**Written exercise:** Seek out every line containing the word "index", and copy each.

====== Records for this exercise

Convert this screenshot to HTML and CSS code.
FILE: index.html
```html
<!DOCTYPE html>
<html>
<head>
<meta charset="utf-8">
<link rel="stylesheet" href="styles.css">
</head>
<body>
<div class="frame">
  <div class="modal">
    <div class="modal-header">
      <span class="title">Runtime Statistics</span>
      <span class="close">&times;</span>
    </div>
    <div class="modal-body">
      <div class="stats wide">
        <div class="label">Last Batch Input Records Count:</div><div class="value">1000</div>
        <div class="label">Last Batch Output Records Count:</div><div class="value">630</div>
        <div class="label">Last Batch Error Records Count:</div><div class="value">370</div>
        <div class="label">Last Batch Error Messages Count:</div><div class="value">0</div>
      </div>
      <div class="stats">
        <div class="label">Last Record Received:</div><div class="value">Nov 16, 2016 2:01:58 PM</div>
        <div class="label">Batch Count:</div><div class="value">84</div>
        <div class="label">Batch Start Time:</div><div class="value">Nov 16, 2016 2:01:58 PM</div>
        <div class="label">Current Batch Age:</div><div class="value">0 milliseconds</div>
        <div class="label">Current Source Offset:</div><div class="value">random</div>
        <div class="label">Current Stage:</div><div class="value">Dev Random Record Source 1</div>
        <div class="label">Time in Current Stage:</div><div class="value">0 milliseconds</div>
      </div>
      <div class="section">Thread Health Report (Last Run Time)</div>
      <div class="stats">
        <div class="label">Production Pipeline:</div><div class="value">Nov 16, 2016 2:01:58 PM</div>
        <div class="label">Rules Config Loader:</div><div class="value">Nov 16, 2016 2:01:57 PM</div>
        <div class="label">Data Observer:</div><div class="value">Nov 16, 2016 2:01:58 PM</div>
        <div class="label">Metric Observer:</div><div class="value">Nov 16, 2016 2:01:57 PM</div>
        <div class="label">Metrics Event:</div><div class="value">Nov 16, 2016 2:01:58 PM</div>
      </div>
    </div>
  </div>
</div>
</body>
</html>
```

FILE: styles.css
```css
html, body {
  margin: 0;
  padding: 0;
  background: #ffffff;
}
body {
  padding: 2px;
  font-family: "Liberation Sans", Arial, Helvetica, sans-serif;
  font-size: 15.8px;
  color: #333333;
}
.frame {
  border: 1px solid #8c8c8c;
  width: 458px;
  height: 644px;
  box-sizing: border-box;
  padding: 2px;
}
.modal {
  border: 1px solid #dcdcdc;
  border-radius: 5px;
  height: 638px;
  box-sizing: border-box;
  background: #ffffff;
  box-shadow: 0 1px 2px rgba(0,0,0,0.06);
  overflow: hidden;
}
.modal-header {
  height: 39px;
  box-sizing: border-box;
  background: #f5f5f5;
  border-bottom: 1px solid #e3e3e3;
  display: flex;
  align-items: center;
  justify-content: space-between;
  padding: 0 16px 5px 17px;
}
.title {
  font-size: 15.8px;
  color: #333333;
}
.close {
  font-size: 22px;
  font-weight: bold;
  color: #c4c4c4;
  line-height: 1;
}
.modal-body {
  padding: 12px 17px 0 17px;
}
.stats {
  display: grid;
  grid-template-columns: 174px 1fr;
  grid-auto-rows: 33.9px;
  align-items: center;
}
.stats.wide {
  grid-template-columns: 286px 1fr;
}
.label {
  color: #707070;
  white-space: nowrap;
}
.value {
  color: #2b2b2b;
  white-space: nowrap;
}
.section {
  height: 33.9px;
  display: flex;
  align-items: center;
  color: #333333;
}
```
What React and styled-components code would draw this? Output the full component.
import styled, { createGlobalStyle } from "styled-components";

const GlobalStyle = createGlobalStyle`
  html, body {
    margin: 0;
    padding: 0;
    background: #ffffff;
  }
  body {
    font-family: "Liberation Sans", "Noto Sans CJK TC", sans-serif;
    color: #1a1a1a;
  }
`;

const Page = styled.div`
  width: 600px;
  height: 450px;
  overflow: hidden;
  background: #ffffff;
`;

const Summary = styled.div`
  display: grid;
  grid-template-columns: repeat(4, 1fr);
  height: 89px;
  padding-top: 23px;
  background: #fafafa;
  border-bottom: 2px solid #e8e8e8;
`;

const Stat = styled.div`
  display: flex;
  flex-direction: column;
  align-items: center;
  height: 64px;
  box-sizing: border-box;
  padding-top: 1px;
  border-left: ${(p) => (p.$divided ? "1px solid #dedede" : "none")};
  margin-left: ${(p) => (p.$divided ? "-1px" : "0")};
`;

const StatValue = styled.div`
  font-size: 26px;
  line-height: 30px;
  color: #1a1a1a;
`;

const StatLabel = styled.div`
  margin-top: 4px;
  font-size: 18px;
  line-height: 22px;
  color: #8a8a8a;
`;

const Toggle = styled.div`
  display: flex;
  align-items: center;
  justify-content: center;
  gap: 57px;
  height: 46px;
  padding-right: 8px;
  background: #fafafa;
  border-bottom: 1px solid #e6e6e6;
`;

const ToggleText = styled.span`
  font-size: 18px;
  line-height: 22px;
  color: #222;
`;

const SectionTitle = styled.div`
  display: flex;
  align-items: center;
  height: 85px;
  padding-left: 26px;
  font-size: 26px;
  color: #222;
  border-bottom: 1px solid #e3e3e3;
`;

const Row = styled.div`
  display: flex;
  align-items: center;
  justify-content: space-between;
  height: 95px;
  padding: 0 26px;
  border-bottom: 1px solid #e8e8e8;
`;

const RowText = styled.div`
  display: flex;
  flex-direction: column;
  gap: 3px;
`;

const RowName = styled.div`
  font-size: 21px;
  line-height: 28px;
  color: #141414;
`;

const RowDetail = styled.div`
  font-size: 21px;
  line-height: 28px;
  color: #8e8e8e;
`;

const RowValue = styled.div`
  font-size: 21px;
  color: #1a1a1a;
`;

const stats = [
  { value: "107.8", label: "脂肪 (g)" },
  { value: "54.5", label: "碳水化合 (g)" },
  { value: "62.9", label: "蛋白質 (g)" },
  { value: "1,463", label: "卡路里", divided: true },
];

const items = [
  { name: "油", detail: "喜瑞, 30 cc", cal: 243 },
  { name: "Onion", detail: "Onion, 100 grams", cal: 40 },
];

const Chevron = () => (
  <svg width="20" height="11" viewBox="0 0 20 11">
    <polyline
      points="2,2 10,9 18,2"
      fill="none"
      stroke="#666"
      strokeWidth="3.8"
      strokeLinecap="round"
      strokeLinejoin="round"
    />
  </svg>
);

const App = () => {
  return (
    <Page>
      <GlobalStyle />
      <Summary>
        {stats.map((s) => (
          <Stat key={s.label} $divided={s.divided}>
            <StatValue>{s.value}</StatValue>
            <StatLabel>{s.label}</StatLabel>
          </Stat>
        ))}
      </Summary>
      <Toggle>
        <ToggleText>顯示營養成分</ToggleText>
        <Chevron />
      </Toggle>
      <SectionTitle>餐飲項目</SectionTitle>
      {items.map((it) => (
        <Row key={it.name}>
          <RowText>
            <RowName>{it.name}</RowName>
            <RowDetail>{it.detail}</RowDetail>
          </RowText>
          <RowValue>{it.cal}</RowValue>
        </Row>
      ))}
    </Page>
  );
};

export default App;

============
====== Records for this exercise

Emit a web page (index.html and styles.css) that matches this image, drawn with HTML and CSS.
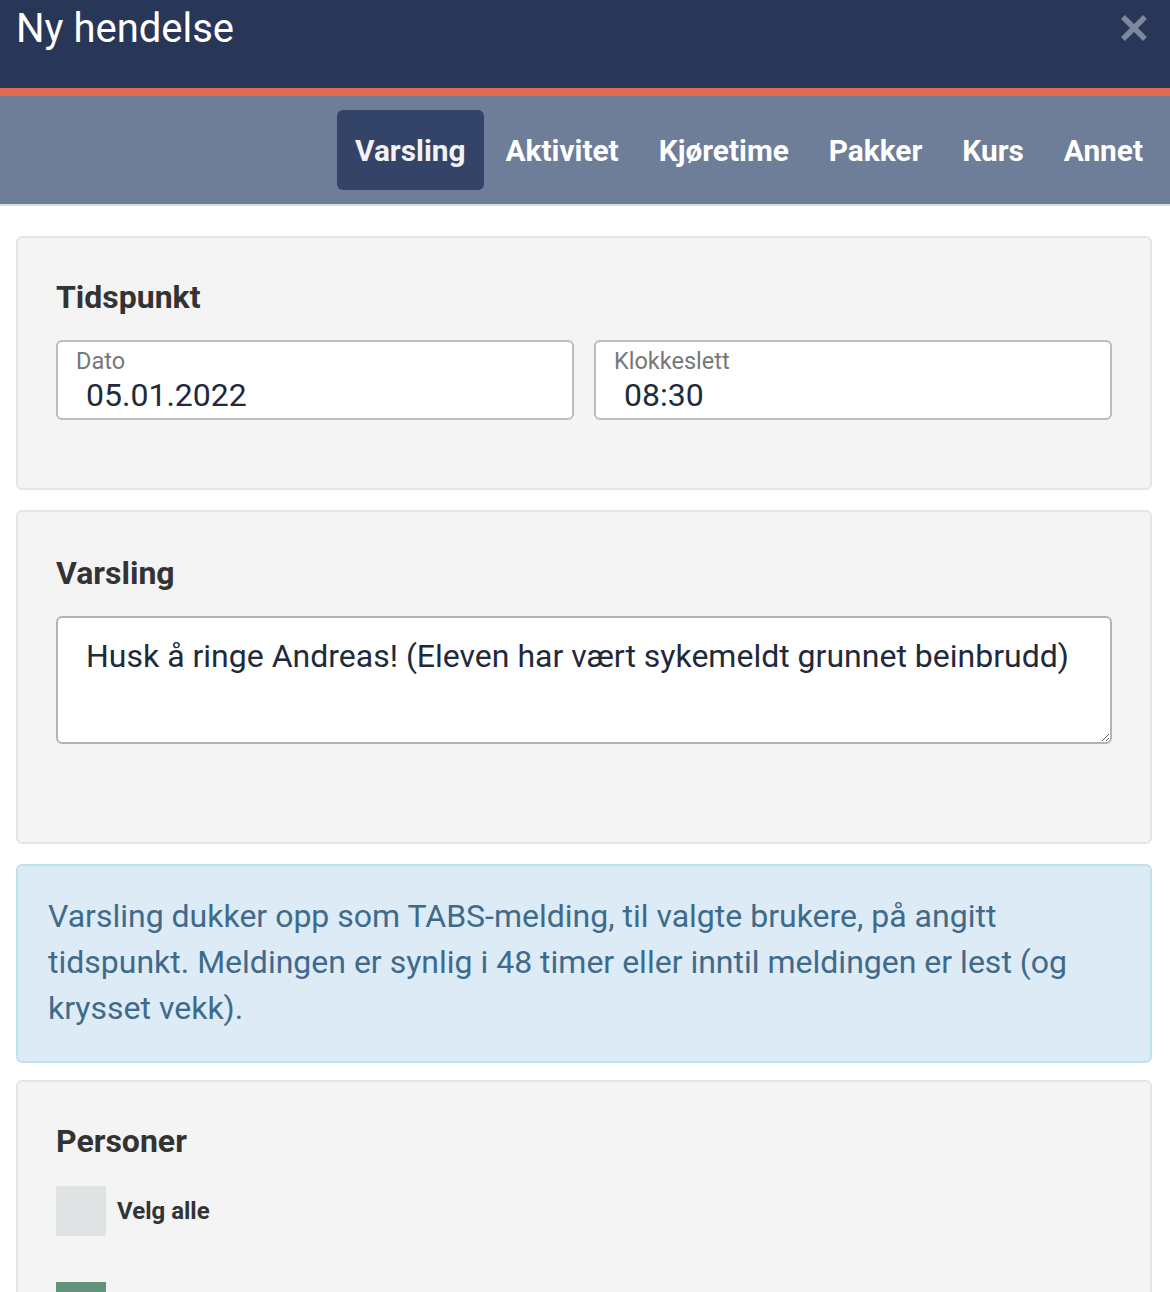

============

**Task response:**
FILE: index.html
Emit a web page (index.html and styles.css) that matches this image, drawn with HTML and CSS.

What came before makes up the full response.